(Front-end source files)
########################################

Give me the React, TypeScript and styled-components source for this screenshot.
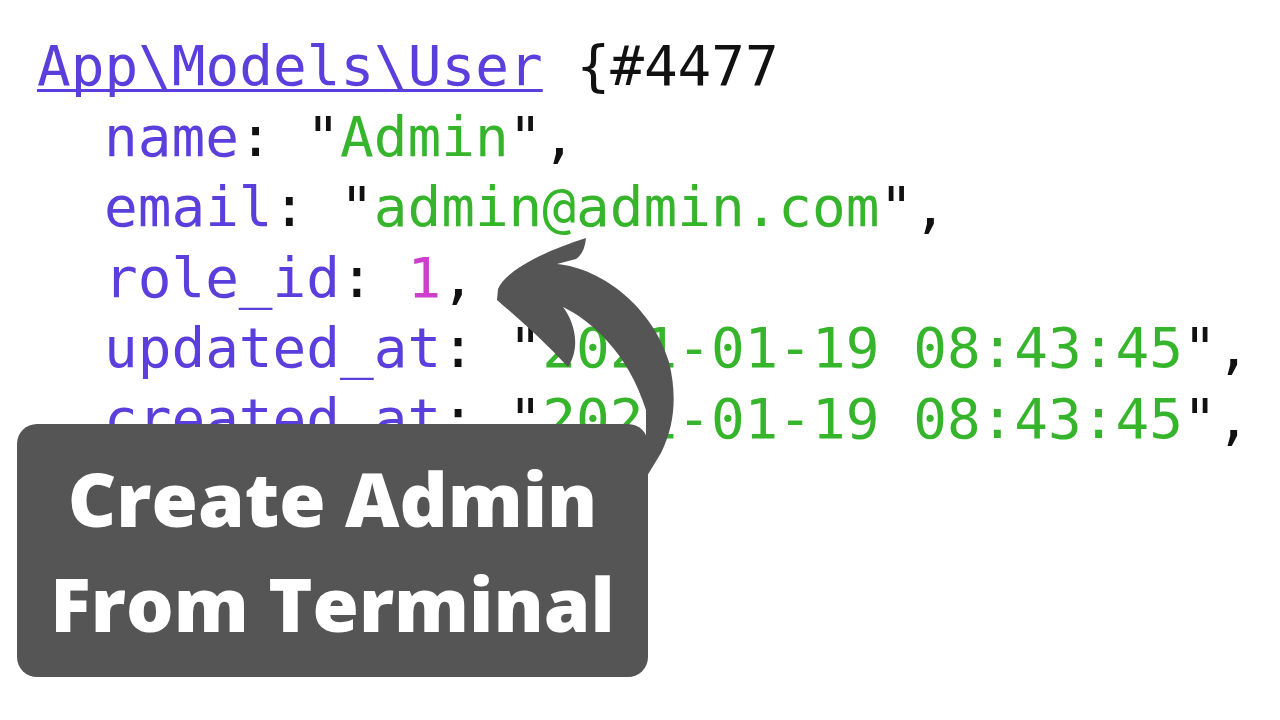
import React from "react";
import styled, { createGlobalStyle } from "styled-components";

const Global = createGlobalStyle`
  html, body { margin: 0; padding: 0; background: #ffffff; }
  body { width: 1280px; height: 720px; overflow: hidden; }
`;

const Page = styled.div`
  position: relative;
  width: 1280px;
  height: 720px;
  background: #ffffff;
  overflow: hidden;
`;

const Code = styled.pre`
  margin: 0;
  padding: 31px 0 0 37px;
  font-family: "DejaVu Sans Mono", "Liberation Mono", monospace;
  font-size: 56px;
  line-height: 70.5px;
  color: #111111;
  white-space: pre;
`;

const Line = styled.div<{ $indent?: boolean }>`
  padding-left: ${(p) => (p.$indent ? "67px" : "0")};
`;

const ClassName = styled.span`
  color: #5a3fdc;
  text-decoration: underline;
  text-decoration-thickness: 3px;
  text-underline-offset: 4px;
  text-decoration-skip-ink: none;
`;

const Key = styled.span`
  color: #5a3fdc;
`;

const Str = styled.span`
  color: #36b52c;
`;

const Num = styled.span`
  color: #cc3fcc;
`;

const Badge = styled.div`
  position: absolute;
  left: 17px;
  top: 424px;
  width: 631px;
  height: 253px;
  border-radius: 20px;
  background: #555555;
  display: flex;
  flex-direction: column;
  align-items: center;
  justify-content: center;
  font-family: "Open Sans", "Noto Sans", sans-serif;
  font-weight: 800;
  font-size: 75px;
  line-height: 105px;
  color: #ffffff;
  text-align: center;
`;

const ArrowSvg = styled.svg`
  position: absolute;
  left: 0;
  top: 0;
`;

export default function App() {
  return (
    <Page>
      <Global />
      <Code>
        <Line>
          <ClassName>App\Models\User</ClassName> {"{#4477"}
        </Line>
        <Line $indent>
          <Key>name</Key>: "<Str>Admin</Str>",
        </Line>
        <Line $indent>
          <Key>email</Key>: "<Str>admin@admin.com</Str>",
        </Line>
        <Line $indent>
          <Key>role_id</Key>: <Num>1</Num>,
        </Line>
        <Line $indent>
          <Key>updated_at</Key>: "<Str>2021-01-19 08:43:45</Str>",
        </Line>
        <Line $indent>
          <Key>created_at</Key>: "<Str>2021-01-19 08:43:45</Str>",
        </Line>
      </Code>
      <ArrowSvg width="1280" height="720" viewBox="0 0 1280 720">
        <path
          fill="#555555"
          d="M497,300 L498,289 C506,270 545,251 586,238 C585,248 582,255 576,259 L557,264 C602,268 653,308 669,362 C677,395 675,425 661,453 L647,476 L630,476 L646,445 L646,410 C628,352 590,320 563,307 C573,320 582,345 568,367 C545,342 520,320 497,300 Z"
        />
      </ArrowSvg>
      <Badge>
        <div>Create Admin</div>
        <div>From Terminal</div>
      </Badge>
    </Page>
  );
}
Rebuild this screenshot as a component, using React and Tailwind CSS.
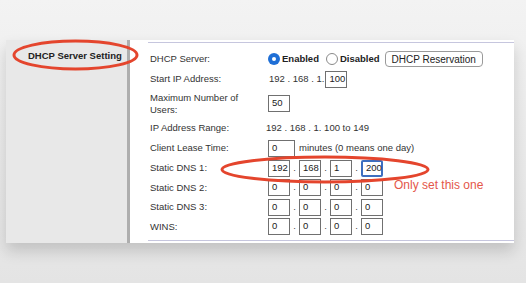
import React from 'react';

const font = { fontFamily: '"Liberation Sans", Arial, sans-serif' };

function Box({ value, w = 'w-[22px]', focused = false }) {
  return (
    <div
      className={
        'h-[17px] ' +
        w +
        ' flex items-center px-[3px] text-[9.5px] text-[#222] bg-white ' +
        (focused
          ? 'border-2 border-[#3d6fc0] rounded-[2px] px-[2px]'
          : 'border border-[#707070]')
      }
    >
      {value}
    </div>
  );
}

function IpBoxes({ values, focusLast = false }) {
  return (
    <div className="flex items-center">
      {values.map((v, i) => (
        <React.Fragment key={i}>
          {i > 0 && <span className="w-[9px] text-center text-[9.5px] text-[#444]">.</span>}
          <Box value={v} focused={focusLast && i === values.length - 1} />
        </React.Fragment>
      ))}
    </div>
  );
}

function Row({ label, children, h = 'h-[20px]' }) {
  return (
    <div className={'flex items-center ' + h}>
      <div className="w-[118px] shrink-0 text-[9.5px] leading-[12px] text-[#333]">{label}</div>
      <div className="flex items-center text-[9.5px] text-[#333]">{children}</div>
    </div>
  );
}

export default function App() {
  return (
    <div
      className="relative w-[526px] h-[283px] overflow-hidden bg-gradient-to-b from-[#f3f3f3] to-[#e4e4e4]"
      style={font}
    >
      <div className="pt-[40px] pl-[6px]">
        <div className="flex w-[508px] h-[203px] shadow-[0_8px_14px_rgba(0,0,0,0.16)]">
          {/* left navigation panel */}
          <div className="w-[124px] bg-[#e8e8e8] border-r-[3px] border-[#aeaeae] pt-[9px] pl-[22px]">
            <div className="text-[9.5px] font-bold text-[#222]">DHCP Server Setting</div>
          </div>

          {/* settings area */}
          <div className="flex-1 bg-white pt-[2px] pb-[2px] pl-[18px] flex flex-col">
            <div className="flex-1 border-y border-[#c6c6de] pl-[2px] pt-[6px]">
              <Row label="DHCP Server:">
                <span className="w-[12px] h-[12px] rounded-full bg-[#1f6fd6] flex items-center justify-center">
                  <span className="w-[4px] h-[4px] rounded-full bg-white" />
                </span>
                <span className="ml-[2px] font-bold text-[#222]">Enabled</span>
                <span className="ml-[7px] w-[12px] h-[12px] rounded-full border border-[#8a8a8a] bg-white" />
                <span className="ml-[2px] font-bold text-[#222]">Disabled</span>
                <span className="ml-[5px] h-[16px] px-[6px] flex items-center rounded-[4px] border border-[#9a9a9a] bg-white text-[10px] text-[#222]">
                  DHCP Reservation
                </span>
              </Row>
              <Row label="Start IP Address:">
                <span className="ml-[1px] mr-[1px]">192 . 168 . 1.</span>
                <Box value="100" />
              </Row>
              <Row
                h="h-[29px]"
                label={
                  <>
                    Maximum Number of
                    <br />
                    Users:
                  </>
                }
              >
                <Box value="50" />
              </Row>
              <Row label="IP Address Range:">
                <span className="-ml-[2px]">192 . 168 . 1. 100 to 149</span>
              </Row>
              <Row label="Client Lease Time:">
                <Box value="0" w="w-[27px]" />
                <span className="ml-[4px]">minutes (0 means one day)</span>
              </Row>
              <Row label="Static DNS 1:">
                <IpBoxes values={['192', '168', '1', '200']} focusLast />
              </Row>
              <Row label="Static DNS 2:" h="h-[19px]">
                <IpBoxes values={['0', '0', '0', '0']} />
              </Row>
              <Row label="Static DNS 3:">
                <IpBoxes values={['0', '0', '0', '0']} />
              </Row>
              <Row label="WINS:" h="h-[19px]">
                <IpBoxes values={['0', '0', '0', '0']} />
              </Row>
            </div>
          </div>
        </div>
      </div>

      {/* annotations */}
      <div className="absolute left-[394px] top-[176px] text-[12px] text-[#e4574a]">Only set this one</div>
      <svg className="absolute left-0 top-0 pointer-events-none" width="526" height="283">
        <ellipse cx="75.5" cy="55" rx="61.5" ry="14" fill="none" stroke="#e4452d" strokeWidth="3" />
        <ellipse cx="325" cy="169.5" rx="103" ry="12.5" fill="none" stroke="#e4452d" strokeWidth="3" />
      </svg>
    </div>
  );
}
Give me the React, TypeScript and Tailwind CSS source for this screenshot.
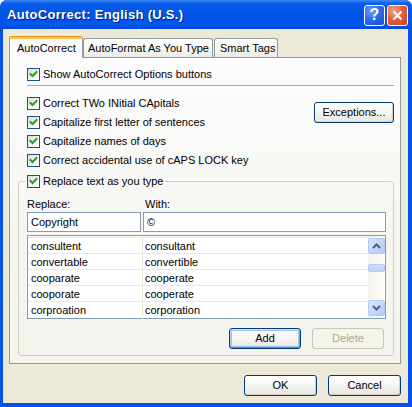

########################################

Work instructions ->
Omit all pictures while transcribing the entries verbatim.

Completed exercise ->
Give me the React, TypeScript and styled-components source for this screenshot.
import React from "react";
import styled, { createGlobalStyle } from "styled-components";

const Global = createGlobalStyle`
  html, body { margin: 0; padding: 0; background: #ffffff; }
  body { width: 1280px; height: 720px; overflow: hidden; }
`;

const Page = styled.div`
  position: relative;
  width: 1280px;
  height: 720px;
  background: #ffffff;
  overflow: hidden;
`;

const Code = styled.pre`
  margin: 0;
  padding: 31px 0 0 37px;
  font-family: "DejaVu Sans Mono", "Liberation Mono", monospace;
  font-size: 56px;
  line-height: 70.5px;
  color: #111111;
  white-space: pre;
`;

const Line = styled.div<{ $indent?: boolean }>`
  padding-left: ${(p) => (p.$indent ? "67px" : "0")};
`;

const ClassName = styled.span`
  color: #5a3fdc;
  text-decoration: underline;
  text-decoration-thickness: 3px;
  text-underline-offset: 4px;
  text-decoration-skip-ink: none;
`;

const Key = styled.span`
  color: #5a3fdc;
`;

const Str = styled.span`
  color: #36b52c;
`;

const Num = styled.span`
  color: #cc3fcc;
`;

const Badge = styled.div`
  position: absolute;
  left: 17px;
  top: 424px;
  width: 631px;
  height: 253px;
  border-radius: 20px;
  background: #555555;
  display: flex;
  flex-direction: column;
  align-items: center;
  justify-content: center;
  font-family: "Open Sans", "Noto Sans", sans-serif;
  font-weight: 800;
  font-size: 75px;
  line-height: 105px;
  color: #ffffff;
  text-align: center;
`;

const ArrowSvg = styled.svg`
  position: absolute;
  left: 0;
  top: 0;
`;

export default function App() {
  return (
    <Page>
      <Global />
      <Code>
        <Line>
          <ClassName>App\Models\User</ClassName> {"{#4477"}
        </Line>
        <Line $indent>
          <Key>name</Key>: "<Str>Admin</Str>",
        </Line>
        <Line $indent>
          <Key>email</Key>: "<Str>admin@admin.com</Str>",
        </Line>
        <Line $indent>
          <Key>role_id</Key>: <Num>1</Num>,
        </Line>
        <Line $indent>
          <Key>updated_at</Key>: "<Str>2021-01-19 08:43:45</Str>",
        </Line>
        <Line $indent>
          <Key>created_at</Key>: "<Str>2021-01-19 08:43:45</Str>",
        </Line>
      </Code>
      <ArrowSvg width="1280" height="720" viewBox="0 0 1280 720">
        <path
          fill="#555555"
          d="M497,300 L498,289 C506,270 545,251 586,238 C585,248 582,255 576,259 L557,264 C602,268 653,308 669,362 C677,395 675,425 661,453 L647,476 L630,476 L646,445 L646,410 C628,352 590,320 563,307 C573,320 582,345 568,367 C545,342 520,320 497,300 Z"
        />
      </ArrowSvg>
      <Badge>
        <div>Create Admin</div>
        <div>From Terminal</div>
      </Badge>
    </Page>
  );
}
Rebuild this screenshot as a component, using React and Tailwind CSS.
import React from 'react';

const font = { fontFamily: '"Liberation Sans", Arial, sans-serif' };

function Box({ value, w = 'w-[22px]', focused = false }) {
  return (
    <div
      className={
        'h-[17px] ' +
        w +
        ' flex items-center px-[3px] text-[9.5px] text-[#222] bg-white ' +
        (focused
          ? 'border-2 border-[#3d6fc0] rounded-[2px] px-[2px]'
          : 'border border-[#707070]')
      }
    >
      {value}
    </div>
  );
}

function IpBoxes({ values, focusLast = false }) {
  return (
    <div className="flex items-center">
      {values.map((v, i) => (
        <React.Fragment key={i}>
          {i > 0 && <span className="w-[9px] text-center text-[9.5px] text-[#444]">.</span>}
          <Box value={v} focused={focusLast && i === values.length - 1} />
        </React.Fragment>
      ))}
    </div>
  );
}

function Row({ label, children, h = 'h-[20px]' }) {
  return (
    <div className={'flex items-center ' + h}>
      <div className="w-[118px] shrink-0 text-[9.5px] leading-[12px] text-[#333]">{label}</div>
      <div className="flex items-center text-[9.5px] text-[#333]">{children}</div>
    </div>
  );
}

export default function App() {
  return (
    <div
      className="relative w-[526px] h-[283px] overflow-hidden bg-gradient-to-b from-[#f3f3f3] to-[#e4e4e4]"
      style={font}
    >
      <div className="pt-[40px] pl-[6px]">
        <div className="flex w-[508px] h-[203px] shadow-[0_8px_14px_rgba(0,0,0,0.16)]">
          {/* left navigation panel */}
          <div className="w-[124px] bg-[#e8e8e8] border-r-[3px] border-[#aeaeae] pt-[9px] pl-[22px]">
            <div className="text-[9.5px] font-bold text-[#222]">DHCP Server Setting</div>
          </div>

          {/* settings area */}
          <div className="flex-1 bg-white pt-[2px] pb-[2px] pl-[18px] flex flex-col">
            <div className="flex-1 border-y border-[#c6c6de] pl-[2px] pt-[6px]">
              <Row label="DHCP Server:">
                <span className="w-[12px] h-[12px] rounded-full bg-[#1f6fd6] flex items-center justify-center">
                  <span className="w-[4px] h-[4px] rounded-full bg-white" />
                </span>
                <span className="ml-[2px] font-bold text-[#222]">Enabled</span>
                <span className="ml-[7px] w-[12px] h-[12px] rounded-full border border-[#8a8a8a] bg-white" />
                <span className="ml-[2px] font-bold text-[#222]">Disabled</span>
                <span className="ml-[5px] h-[16px] px-[6px] flex items-center rounded-[4px] border border-[#9a9a9a] bg-white text-[10px] text-[#222]">
                  DHCP Reservation
                </span>
              </Row>
              <Row label="Start IP Address:">
                <span className="ml-[1px] mr-[1px]">192 . 168 . 1.</span>
                <Box value="100" />
              </Row>
              <Row
                h="h-[29px]"
                label={
                  <>
                    Maximum Number of
                    <br />
                    Users:
                  </>
                }
              >
                <Box value="50" />
              </Row>
              <Row label="IP Address Range:">
                <span className="-ml-[2px]">192 . 168 . 1. 100 to 149</span>
              </Row>
              <Row label="Client Lease Time:">
                <Box value="0" w="w-[27px]" />
                <span className="ml-[4px]">minutes (0 means one day)</span>
              </Row>
              <Row label="Static DNS 1:">
                <IpBoxes values={['192', '168', '1', '200']} focusLast />
              </Row>
              <Row label="Static DNS 2:" h="h-[19px]">
                <IpBoxes values={['0', '0', '0', '0']} />
              </Row>
              <Row label="Static DNS 3:">
                <IpBoxes values={['0', '0', '0', '0']} />
              </Row>
              <Row label="WINS:" h="h-[19px]">
                <IpBoxes values={['0', '0', '0', '0']} />
              </Row>
            </div>
          </div>
        </div>
      </div>

      {/* annotations */}
      <div className="absolute left-[394px] top-[176px] text-[12px] text-[#e4574a]">Only set this one</div>
      <svg className="absolute left-0 top-0 pointer-events-none" width="526" height="283">
        <ellipse cx="75.5" cy="55" rx="61.5" ry="14" fill="none" stroke="#e4452d" strokeWidth="3" />
        <ellipse cx="325" cy="169.5" rx="103" ry="12.5" fill="none" stroke="#e4452d" strokeWidth="3" />
      </svg>
    </div>
  );
}
Give me the React, TypeScript and Tailwind CSS source for this screenshot.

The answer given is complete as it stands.